Perhaps most significantly for our unique breed of whistleblower clients at Constantine Cannon who seek to report ways in which their employers have fleeced or otherwise cheated the government, the Silenced No More Act also includes a heretofore little reported but broad catch-all provision that prohibits agreements that restrict the disclosure of information about “unlawful acts in the workplace.”  California Government Code 12964.5.(a)(1)(B)(i).  Together the #MeToo movement and Ifeoma Ozoma’s historic case have moved mountains in raising public awareness and consciousness about how Non-Disclosure Agreements and Non-Disparagement Clauses have silenced those who have experienced sexual assault, sexual harassment, workplace harassment and discrimination on the basis of sex and race in the workplace.  However, as our experience representing such whistleblowers has shown, employees who seek to expose frauds by their employer also have been gagged by NDAs and non-disparagement clauses and otherwise stymied from bringing such information forward.  Take our whistleblower client Tyler Shultz.  He disclosed to Wall Street Journal reporter John Carreyrou information that Silicon Valley blood-testing company Theranos was a fraud.  Theranos then sued Shultz for violation of a Non-Disclosure Agreement and covenants that prohibited disclosure of trade secrets, a lawsuit that caused Shultz to incur over $400,000 in attorney’s fees to defend and required his parents to mortgage their home to finance.  When asked about his decision to speak up, Tyler Shultz famously said “Fraud is not a trade secret.  I refuse to allow bullying, intimidation and threat of legal action to take away my First Amendment right to speak out against wrongdoing.”

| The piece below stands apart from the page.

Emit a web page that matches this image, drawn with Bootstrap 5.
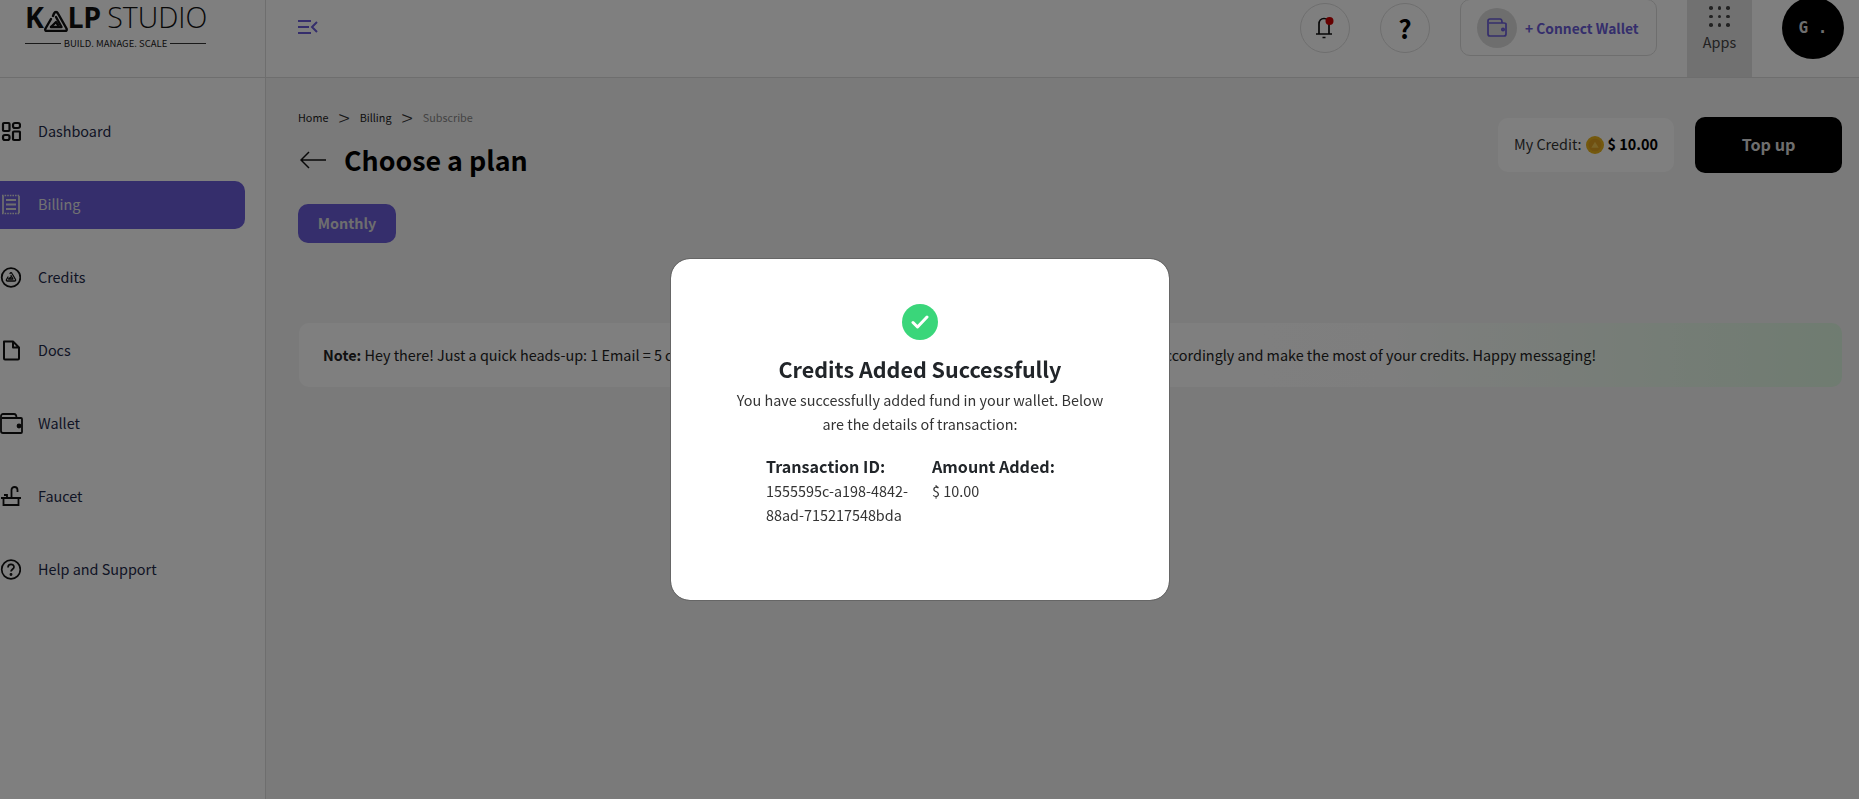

The good news is that the 2021 Silenced No More Act (SNMA), which will take effect in 2022 once signed into law by Governor Newsom, will go a long way toward emboldening future California whistleblowers like Tyler Shultz and his co-whistleblower Erika Cheung to speak out against their employers when they are engaged in fraud and lessening the repercussions.  NDAs and non-disparagement clauses broadly seeking to restrict such behavior, i.e., disclosing information about their employer’s “unlawful acts in the workplace,” will soon be illegal and unenforceable.  In Silicon Valley, in particular, where tech companies throw around NDAs like confetti, the sunlight that the SNMA will afford is sure to be the best disinfectant.